* _To be done_: Quote every line below exactly and skip any picture.

* _Given material_:
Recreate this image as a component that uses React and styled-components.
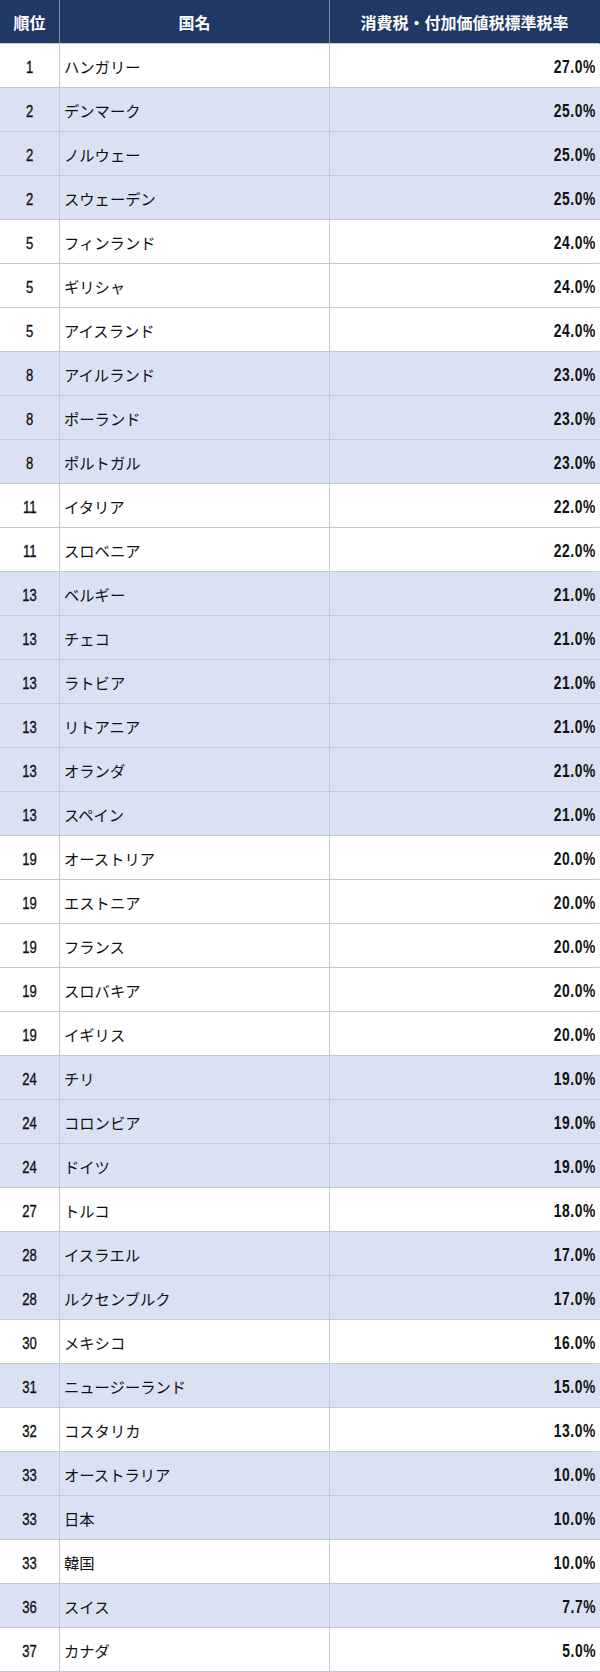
import React from 'react';
import styled, { createGlobalStyle } from 'styled-components';

const GlobalStyle = createGlobalStyle`
  html, body {
    margin: 0;
    padding: 0;
    background: #ffffff;
  }
  body {
    font-family: "Noto Sans CJK JP", "Noto Sans", sans-serif;
  }
`;

const rows = [
  { rank: 1, name: 'ハンガリー', rate: '27.0%', shaded: false },
  { rank: 2, name: 'デンマーク', rate: '25.0%', shaded: true },
  { rank: 2, name: 'ノルウェー', rate: '25.0%', shaded: true },
  { rank: 2, name: 'スウェーデン', rate: '25.0%', shaded: true },
  { rank: 5, name: 'フィンランド', rate: '24.0%', shaded: false },
  { rank: 5, name: 'ギリシャ', rate: '24.0%', shaded: false },
  { rank: 5, name: 'アイスランド', rate: '24.0%', shaded: false },
  { rank: 8, name: 'アイルランド', rate: '23.0%', shaded: true },
  { rank: 8, name: 'ポーランド', rate: '23.0%', shaded: true },
  { rank: 8, name: 'ポルトガル', rate: '23.0%', shaded: true },
  { rank: 11, name: 'イタリア', rate: '22.0%', shaded: false },
  { rank: 11, name: 'スロベニア', rate: '22.0%', shaded: false },
  { rank: 13, name: 'ベルギー', rate: '21.0%', shaded: true },
  { rank: 13, name: 'チェコ', rate: '21.0%', shaded: true },
  { rank: 13, name: 'ラトビア', rate: '21.0%', shaded: true },
  { rank: 13, name: 'リトアニア', rate: '21.0%', shaded: true },
  { rank: 13, name: 'オランダ', rate: '21.0%', shaded: true },
  { rank: 13, name: 'スペイン', rate: '21.0%', shaded: true },
  { rank: 19, name: 'オーストリア', rate: '20.0%', shaded: false },
  { rank: 19, name: 'エストニア', rate: '20.0%', shaded: false },
  { rank: 19, name: 'フランス', rate: '20.0%', shaded: false },
  { rank: 19, name: 'スロバキア', rate: '20.0%', shaded: false },
  { rank: 19, name: 'イギリス', rate: '20.0%', shaded: false },
  { rank: 24, name: 'チリ', rate: '19.0%', shaded: true },
  { rank: 24, name: 'コロンビア', rate: '19.0%', shaded: true },
  { rank: 24, name: 'ドイツ', rate: '19.0%', shaded: true },
  { rank: 27, name: 'トルコ', rate: '18.0%', shaded: false },
  { rank: 28, name: 'イスラエル', rate: '17.0%', shaded: true },
  { rank: 28, name: 'ルクセンブルク', rate: '17.0%', shaded: true },
  { rank: 30, name: 'メキシコ', rate: '16.0%', shaded: false },
  { rank: 31, name: 'ニュージーランド', rate: '15.0%', shaded: true },
  { rank: 32, name: 'コスタリカ', rate: '13.0%', shaded: false },
  { rank: 33, name: 'オーストラリア', rate: '10.0%', shaded: true },
  { rank: 33, name: '日本', rate: '10.0%', shaded: true },
  { rank: 33, name: '韓国', rate: '10.0%', shaded: false },
  { rank: 36, name: 'スイス', rate: '7.7%', shaded: true },
  { rank: 37, name: 'カナダ', rate: '5.0%', shaded: false },
];

const Table = styled.div`
  width: 600px;
  display: grid;
  grid-template-columns: 60px 270px 270px;
  border-right: 1px solid #c4c8d0;
  box-sizing: border-box;
`;

const HeadCell = styled.div`
  height: 44px;
  box-sizing: border-box;
  background: #1f3864;
  color: #ffffff;
  font-size: 16px;
  font-weight: 700;
  display: flex;
  align-items: center;
  justify-content: center;
  border-right: 1px solid ${(p) => (p.$last ? '#1f3864' : '#7d8fad')};
  border-bottom: 1px solid #c4c8d0;
  white-space: nowrap;
`;

const Cell = styled.div`
  height: 44px;
  box-sizing: border-box;
  background: ${(p) => (p.$shaded ? '#d9e1f2' : '#ffffff')};
  color: #111111;
  display: flex;
  align-items: center;
  border-right: 1px solid ${(p) => (p.$last ? 'transparent' : '#c4c8d0')};
  border-bottom: 1px solid #c4c8d0;
  white-space: nowrap;
`;

const RankCell = styled(Cell)`
  justify-content: center;
`;

const NameCell = styled(Cell)`
  padding-left: 4px;
  font-size: 15.3px;
`;

const RateCell = styled(Cell)`
  justify-content: flex-end;
  padding-right: 3px;
`;

// narrow digits, as in the spreadsheet font
const Digits = styled.span`
  display: inline-block;
  margin-top: 3px;
  line-height: 1;
  font-family: "Liberation Sans", Arial, sans-serif;
  font-size: ${(p) => (p.$bold ? '18px' : '17px')};
  font-weight: ${(p) => (p.$bold ? 700 : 400)};
  letter-spacing: ${(p) => (p.$bold ? '0.8px' : '0')};
  -webkit-text-stroke: ${(p) => (p.$bold ? '0' : '0.35px #111111')};
  transform: scaleX(0.77);
  transform-origin: ${(p) => (p.$bold ? 'right center' : 'center')};
`;

export default function App() {
  return (
    <>
      <GlobalStyle />
      <Table>
        <HeadCell>順位</HeadCell>
        <HeadCell>国名</HeadCell>
        <HeadCell $last>消費税・付加価値税標準税率</HeadCell>
        {rows.map((r) => (
          <React.Fragment key={r.name}>
            <RankCell $shaded={r.shaded}>
              <Digits>{r.rank}</Digits>
            </RankCell>
            <NameCell $shaded={r.shaded}>{r.name}</NameCell>
            <RateCell $shaded={r.shaded} $last>
              <Digits $bold>{r.rate}</Digits>
            </RateCell>
          </React.Fragment>
        ))}
      </Table>
    </>
  );
}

* _Response to this exercise_:
Recreate this image as a component that uses React and styled-components.
import React from 'react';
import styled, { createGlobalStyle } from 'styled-components';

const GlobalStyle = createGlobalStyle`
  html, body {
    margin: 0;
    padding: 0;
    background: #ffffff;
  }
  body {
    font-family: "Noto Sans CJK JP", "Noto Sans", sans-serif;
  }
`;

const rows = [
  { rank: 1, name: 'ハンガリー', rate: '27.0%', shaded: false },
  { rank: 2, name: 'デンマーク', rate: '25.0%', shaded: true },
  { rank: 2, name: 'ノルウェー', rate: '25.0%', shaded: true },
  { rank: 2, name: 'スウェーデン', rate: '25.0%', shaded: true },
  { rank: 5, name: 'フィンランド', rate: '24.0%', shaded: false },
  { rank: 5, name: 'ギリシャ', rate: '24.0%', shaded: false },
  { rank: 5, name: 'アイスランド', rate: '24.0%', shaded: false },
  { rank: 8, name: 'アイルランド', rate: '23.0%', shaded: true },
  { rank: 8, name: 'ポーランド', rate: '23.0%', shaded: true },
  { rank: 8, name: 'ポルトガル', rate: '23.0%', shaded: true },
  { rank: 11, name: 'イタリア', rate: '22.0%', shaded: false },
  { rank: 11, name: 'スロベニア', rate: '22.0%', shaded: false },
  { rank: 13, name: 'ベルギー', rate: '21.0%', shaded: true },
  { rank: 13, name: 'チェコ', rate: '21.0%', shaded: true },
  { rank: 13, name: 'ラトビア', rate: '21.0%', shaded: true },
  { rank: 13, name: 'リトアニア', rate: '21.0%', shaded: true },
  { rank: 13, name: 'オランダ', rate: '21.0%', shaded: true },
  { rank: 13, name: 'スペイン', rate: '21.0%', shaded: true },
  { rank: 19, name: 'オーストリア', rate: '20.0%', shaded: false },
  { rank: 19, name: 'エストニア', rate: '20.0%', shaded: false },
  { rank: 19, name: 'フランス', rate: '20.0%', shaded: false },
  { rank: 19, name: 'スロバキア', rate: '20.0%', shaded: false },
  { rank: 19, name: 'イギリス', rate: '20.0%', shaded: false },
  { rank: 24, name: 'チリ', rate: '19.0%', shaded: true },
  { rank: 24, name: 'コロンビア', rate: '19.0%', shaded: true },
  { rank: 24, name: 'ドイツ', rate: '19.0%', shaded: true },
  { rank: 27, name: 'トルコ', rate: '18.0%', shaded: false },
  { rank: 28, name: 'イスラエル', rate: '17.0%', shaded: true },
  { rank: 28, name: 'ルクセンブルク', rate: '17.0%', shaded: true },
  { rank: 30, name: 'メキシコ', rate: '16.0%', shaded: false },
  { rank: 31, name: 'ニュージーランド', rate: '15.0%', shaded: true },
  { rank: 32, name: 'コスタリカ', rate: '13.0%', shaded: false },
  { rank: 33, name: 'オーストラリア', rate: '10.0%', shaded: true },
  { rank: 33, name: '日本', rate: '10.0%', shaded: true },
  { rank: 33, name: '韓国', rate: '10.0%', shaded: false },
  { rank: 36, name: 'スイス', rate: '7.7%', shaded: true },
  { rank: 37, name: 'カナダ', rate: '5.0%', shaded: false },
];

const Table = styled.div`
  width: 600px;
  display: grid;
  grid-template-columns: 60px 270px 270px;
  border-right: 1px solid #c4c8d0;
  box-sizing: border-box;
`;

const HeadCell = styled.div`
  height: 44px;
  box-sizing: border-box;
  background: #1f3864;
  color: #ffffff;
  font-size: 16px;
  font-weight: 700;
  display: flex;
  align-items: center;
  justify-content: center;
  border-right: 1px solid ${(p) => (p.$last ? '#1f3864' : '#7d8fad')};
  border-bottom: 1px solid #c4c8d0;
  white-space: nowrap;
`;

const Cell = styled.div`
  height: 44px;
  box-sizing: border-box;
  background: ${(p) => (p.$shaded ? '#d9e1f2' : '#ffffff')};
  color: #111111;
  display: flex;
  align-items: center;
  border-right: 1px solid ${(p) => (p.$last ? 'transparent' : '#c4c8d0')};
  border-bottom: 1px solid #c4c8d0;
  white-space: nowrap;
`;

const RankCell = styled(Cell)`
  justify-content: center;
`;

const NameCell = styled(Cell)`
  padding-left: 4px;
  font-size: 15.3px;
`;

const RateCell = styled(Cell)`
  justify-content: flex-end;
  padding-right: 3px;
`;

// narrow digits, as in the spreadsheet font
const Digits = styled.span`
  display: inline-block;
  margin-top: 3px;
  line-height: 1;
  font-family: "Liberation Sans", Arial, sans-serif;
  font-size: ${(p) => (p.$bold ? '18px' : '17px')};
  font-weight: ${(p) => (p.$bold ? 700 : 400)};
  letter-spacing: ${(p) => (p.$bold ? '0.8px' : '0')};
  -webkit-text-stroke: ${(p) => (p.$bold ? '0' : '0.35px #111111')};
  transform: scaleX(0.77);
  transform-origin: ${(p) => (p.$bold ? 'right center' : 'center')};
`;

export default function App() {
  return (
    <>
      <GlobalStyle />
      <Table>
        <HeadCell>順位</HeadCell>
        <HeadCell>国名</HeadCell>
        <HeadCell $last>消費税・付加価値税標準税率</HeadCell>
        {rows.map((r) => (
          <React.Fragment key={r.name}>
            <RankCell $shaded={r.shaded}>
              <Digits>{r.rank}</Digits>
            </RankCell>
            <NameCell $shaded={r.shaded}>{r.name}</NameCell>
            <RateCell $shaded={r.shaded} $last>
              <Digits $bold>{r.rate}</Digits>
            </RateCell>
          </React.Fragment>
        ))}
      </Table>
    </>
  );
}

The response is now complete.